--- Raw data ---

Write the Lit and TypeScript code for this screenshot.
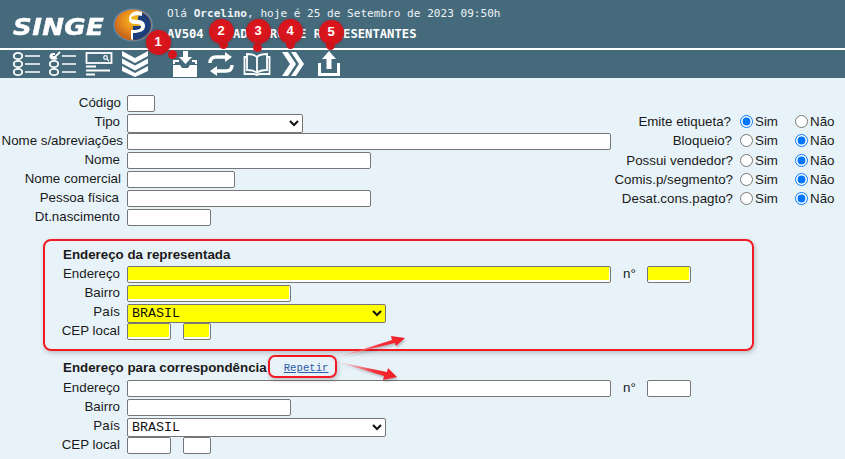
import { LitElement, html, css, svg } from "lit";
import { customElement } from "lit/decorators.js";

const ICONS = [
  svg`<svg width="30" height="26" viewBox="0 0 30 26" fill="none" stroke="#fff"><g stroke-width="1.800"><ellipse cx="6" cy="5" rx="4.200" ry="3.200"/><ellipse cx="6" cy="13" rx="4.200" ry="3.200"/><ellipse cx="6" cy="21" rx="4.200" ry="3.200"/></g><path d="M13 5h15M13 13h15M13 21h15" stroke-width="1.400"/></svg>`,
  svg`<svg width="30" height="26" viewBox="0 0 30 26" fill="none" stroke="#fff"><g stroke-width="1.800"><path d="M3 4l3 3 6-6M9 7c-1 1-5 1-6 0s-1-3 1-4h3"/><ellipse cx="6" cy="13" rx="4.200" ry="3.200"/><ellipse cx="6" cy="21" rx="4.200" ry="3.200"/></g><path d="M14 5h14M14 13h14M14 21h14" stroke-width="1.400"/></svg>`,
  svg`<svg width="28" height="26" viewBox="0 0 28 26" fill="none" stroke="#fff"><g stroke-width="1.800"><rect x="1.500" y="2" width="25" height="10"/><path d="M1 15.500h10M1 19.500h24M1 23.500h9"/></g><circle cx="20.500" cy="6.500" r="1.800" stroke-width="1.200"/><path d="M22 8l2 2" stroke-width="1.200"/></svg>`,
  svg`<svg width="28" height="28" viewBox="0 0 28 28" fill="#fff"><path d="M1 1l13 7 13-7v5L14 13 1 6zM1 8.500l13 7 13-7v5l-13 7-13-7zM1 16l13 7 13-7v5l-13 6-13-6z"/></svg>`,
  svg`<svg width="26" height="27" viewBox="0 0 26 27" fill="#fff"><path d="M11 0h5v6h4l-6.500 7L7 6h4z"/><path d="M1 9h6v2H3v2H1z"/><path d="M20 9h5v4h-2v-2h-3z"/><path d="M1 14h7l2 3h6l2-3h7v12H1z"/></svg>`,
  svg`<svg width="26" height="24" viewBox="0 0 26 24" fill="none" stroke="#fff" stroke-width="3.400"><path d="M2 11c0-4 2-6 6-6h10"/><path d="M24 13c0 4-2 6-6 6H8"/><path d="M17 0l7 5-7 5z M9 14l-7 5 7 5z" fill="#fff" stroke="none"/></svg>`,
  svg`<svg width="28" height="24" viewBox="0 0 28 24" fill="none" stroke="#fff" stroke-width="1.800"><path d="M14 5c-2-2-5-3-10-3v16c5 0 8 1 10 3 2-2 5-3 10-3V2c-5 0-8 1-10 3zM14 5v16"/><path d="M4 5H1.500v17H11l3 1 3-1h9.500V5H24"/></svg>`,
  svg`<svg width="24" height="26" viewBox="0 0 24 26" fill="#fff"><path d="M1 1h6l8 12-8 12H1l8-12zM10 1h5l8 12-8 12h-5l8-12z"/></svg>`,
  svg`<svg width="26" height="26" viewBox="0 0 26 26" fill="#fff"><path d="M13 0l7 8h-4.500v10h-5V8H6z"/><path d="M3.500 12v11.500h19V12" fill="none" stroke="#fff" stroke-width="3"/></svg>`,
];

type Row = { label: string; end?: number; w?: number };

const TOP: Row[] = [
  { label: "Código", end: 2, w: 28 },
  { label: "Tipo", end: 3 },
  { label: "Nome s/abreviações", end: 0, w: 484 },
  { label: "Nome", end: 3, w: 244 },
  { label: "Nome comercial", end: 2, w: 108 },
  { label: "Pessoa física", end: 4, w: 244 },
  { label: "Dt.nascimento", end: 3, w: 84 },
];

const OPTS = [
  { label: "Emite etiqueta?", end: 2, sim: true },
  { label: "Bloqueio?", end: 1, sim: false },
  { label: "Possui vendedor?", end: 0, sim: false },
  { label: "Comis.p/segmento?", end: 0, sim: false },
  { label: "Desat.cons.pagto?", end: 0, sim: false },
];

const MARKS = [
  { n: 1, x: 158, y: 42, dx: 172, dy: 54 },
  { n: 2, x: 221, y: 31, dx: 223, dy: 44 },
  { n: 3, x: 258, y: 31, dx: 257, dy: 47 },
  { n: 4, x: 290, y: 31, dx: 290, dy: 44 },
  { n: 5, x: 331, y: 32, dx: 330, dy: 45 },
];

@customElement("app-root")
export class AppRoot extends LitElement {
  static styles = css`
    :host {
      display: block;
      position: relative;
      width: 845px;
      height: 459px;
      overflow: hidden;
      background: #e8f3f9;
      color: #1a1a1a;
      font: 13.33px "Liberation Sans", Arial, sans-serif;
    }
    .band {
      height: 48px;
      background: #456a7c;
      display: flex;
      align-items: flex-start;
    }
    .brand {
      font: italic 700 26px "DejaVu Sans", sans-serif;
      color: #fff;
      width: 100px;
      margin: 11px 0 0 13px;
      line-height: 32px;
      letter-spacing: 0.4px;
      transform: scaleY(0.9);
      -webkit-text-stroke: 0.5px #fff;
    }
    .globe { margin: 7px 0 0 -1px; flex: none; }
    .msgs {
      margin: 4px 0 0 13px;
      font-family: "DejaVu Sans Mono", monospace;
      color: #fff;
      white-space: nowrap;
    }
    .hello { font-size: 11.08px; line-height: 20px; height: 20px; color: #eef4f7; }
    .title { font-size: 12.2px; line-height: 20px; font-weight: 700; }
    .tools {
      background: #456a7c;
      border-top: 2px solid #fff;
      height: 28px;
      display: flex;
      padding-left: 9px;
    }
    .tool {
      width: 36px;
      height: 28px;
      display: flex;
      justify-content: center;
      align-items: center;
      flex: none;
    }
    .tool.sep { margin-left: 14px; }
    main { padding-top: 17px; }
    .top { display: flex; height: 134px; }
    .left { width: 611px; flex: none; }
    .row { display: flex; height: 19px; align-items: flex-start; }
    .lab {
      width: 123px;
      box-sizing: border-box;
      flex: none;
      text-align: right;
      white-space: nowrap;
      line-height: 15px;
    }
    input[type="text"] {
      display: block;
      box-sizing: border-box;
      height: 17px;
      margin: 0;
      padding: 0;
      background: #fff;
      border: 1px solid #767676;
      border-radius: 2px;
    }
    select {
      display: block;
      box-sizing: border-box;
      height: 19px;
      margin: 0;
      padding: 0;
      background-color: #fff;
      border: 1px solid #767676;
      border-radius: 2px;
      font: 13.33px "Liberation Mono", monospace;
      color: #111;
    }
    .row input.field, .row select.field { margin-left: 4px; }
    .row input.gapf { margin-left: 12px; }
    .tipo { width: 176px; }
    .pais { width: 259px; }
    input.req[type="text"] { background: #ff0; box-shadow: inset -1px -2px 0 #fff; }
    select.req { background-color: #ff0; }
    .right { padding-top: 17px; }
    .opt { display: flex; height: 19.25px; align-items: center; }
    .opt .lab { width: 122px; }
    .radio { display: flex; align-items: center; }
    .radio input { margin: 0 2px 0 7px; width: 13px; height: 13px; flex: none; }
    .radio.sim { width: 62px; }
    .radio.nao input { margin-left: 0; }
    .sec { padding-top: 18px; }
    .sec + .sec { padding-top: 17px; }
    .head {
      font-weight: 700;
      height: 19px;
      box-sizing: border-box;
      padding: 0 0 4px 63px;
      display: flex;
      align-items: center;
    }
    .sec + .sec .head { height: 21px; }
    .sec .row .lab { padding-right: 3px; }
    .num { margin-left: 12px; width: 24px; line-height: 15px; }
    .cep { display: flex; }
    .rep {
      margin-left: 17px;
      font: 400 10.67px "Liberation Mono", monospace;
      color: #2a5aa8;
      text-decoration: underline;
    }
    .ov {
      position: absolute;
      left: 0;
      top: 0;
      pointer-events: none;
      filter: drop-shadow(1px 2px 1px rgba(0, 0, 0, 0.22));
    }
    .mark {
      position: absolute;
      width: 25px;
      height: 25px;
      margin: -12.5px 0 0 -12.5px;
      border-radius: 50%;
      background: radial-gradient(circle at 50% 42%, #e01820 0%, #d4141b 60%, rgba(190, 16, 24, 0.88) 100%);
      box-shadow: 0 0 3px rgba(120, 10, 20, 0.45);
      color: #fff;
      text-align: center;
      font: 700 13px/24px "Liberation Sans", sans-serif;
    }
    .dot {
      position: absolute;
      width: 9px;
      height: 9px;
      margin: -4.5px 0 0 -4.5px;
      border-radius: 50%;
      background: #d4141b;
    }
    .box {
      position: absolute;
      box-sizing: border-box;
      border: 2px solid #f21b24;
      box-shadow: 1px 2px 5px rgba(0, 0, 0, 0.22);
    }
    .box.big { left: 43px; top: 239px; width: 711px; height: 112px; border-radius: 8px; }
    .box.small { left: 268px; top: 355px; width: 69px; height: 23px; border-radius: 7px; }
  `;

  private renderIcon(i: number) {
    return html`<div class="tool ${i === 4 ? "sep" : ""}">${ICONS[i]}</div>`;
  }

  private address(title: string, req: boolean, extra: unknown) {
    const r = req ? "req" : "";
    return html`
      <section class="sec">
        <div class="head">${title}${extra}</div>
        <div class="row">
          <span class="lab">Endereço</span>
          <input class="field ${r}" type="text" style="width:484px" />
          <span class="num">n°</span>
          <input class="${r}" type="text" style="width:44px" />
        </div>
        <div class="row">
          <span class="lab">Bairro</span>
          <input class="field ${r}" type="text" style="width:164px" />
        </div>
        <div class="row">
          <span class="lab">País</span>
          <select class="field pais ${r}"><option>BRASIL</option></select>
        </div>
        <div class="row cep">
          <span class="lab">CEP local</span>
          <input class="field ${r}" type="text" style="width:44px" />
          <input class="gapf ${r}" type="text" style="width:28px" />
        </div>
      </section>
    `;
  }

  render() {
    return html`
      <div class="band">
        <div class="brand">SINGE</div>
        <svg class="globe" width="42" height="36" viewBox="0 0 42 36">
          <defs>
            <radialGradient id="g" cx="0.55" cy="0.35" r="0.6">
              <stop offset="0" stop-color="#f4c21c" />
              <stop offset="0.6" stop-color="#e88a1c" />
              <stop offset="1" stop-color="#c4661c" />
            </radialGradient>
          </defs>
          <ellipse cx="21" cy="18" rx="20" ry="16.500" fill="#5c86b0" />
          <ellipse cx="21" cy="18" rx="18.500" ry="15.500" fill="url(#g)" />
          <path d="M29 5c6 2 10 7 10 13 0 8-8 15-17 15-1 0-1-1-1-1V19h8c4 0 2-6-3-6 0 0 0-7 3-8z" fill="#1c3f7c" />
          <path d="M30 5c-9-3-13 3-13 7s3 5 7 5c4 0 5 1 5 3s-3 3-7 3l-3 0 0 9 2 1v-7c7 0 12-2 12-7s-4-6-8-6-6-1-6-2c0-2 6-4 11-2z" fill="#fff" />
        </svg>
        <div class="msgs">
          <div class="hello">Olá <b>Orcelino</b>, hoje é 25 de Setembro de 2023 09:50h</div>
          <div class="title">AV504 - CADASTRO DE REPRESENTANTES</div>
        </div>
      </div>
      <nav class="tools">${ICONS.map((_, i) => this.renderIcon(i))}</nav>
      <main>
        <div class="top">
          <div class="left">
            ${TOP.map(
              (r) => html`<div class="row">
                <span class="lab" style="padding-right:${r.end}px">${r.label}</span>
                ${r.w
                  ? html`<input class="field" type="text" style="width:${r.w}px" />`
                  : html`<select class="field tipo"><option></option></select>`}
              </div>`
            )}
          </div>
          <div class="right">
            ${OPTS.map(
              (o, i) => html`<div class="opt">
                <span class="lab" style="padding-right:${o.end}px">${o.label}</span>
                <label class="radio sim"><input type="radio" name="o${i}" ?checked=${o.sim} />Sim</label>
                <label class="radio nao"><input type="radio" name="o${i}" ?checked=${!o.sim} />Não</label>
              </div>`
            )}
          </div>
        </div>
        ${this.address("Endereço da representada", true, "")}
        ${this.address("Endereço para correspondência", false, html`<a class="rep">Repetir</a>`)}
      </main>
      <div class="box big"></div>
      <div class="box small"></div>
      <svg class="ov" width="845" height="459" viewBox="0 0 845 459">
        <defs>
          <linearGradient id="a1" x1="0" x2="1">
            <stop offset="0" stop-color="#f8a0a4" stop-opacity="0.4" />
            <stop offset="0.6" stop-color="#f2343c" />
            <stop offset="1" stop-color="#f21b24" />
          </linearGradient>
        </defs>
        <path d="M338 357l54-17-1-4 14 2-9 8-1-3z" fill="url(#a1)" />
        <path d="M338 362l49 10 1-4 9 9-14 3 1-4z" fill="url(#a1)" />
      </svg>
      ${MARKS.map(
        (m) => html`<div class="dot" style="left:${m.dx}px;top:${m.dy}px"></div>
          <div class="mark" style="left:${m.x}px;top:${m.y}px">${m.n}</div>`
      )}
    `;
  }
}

---

Of the lines in the data, how many hold the string "this"? State the number, nothing else.

* Solved exercise *
4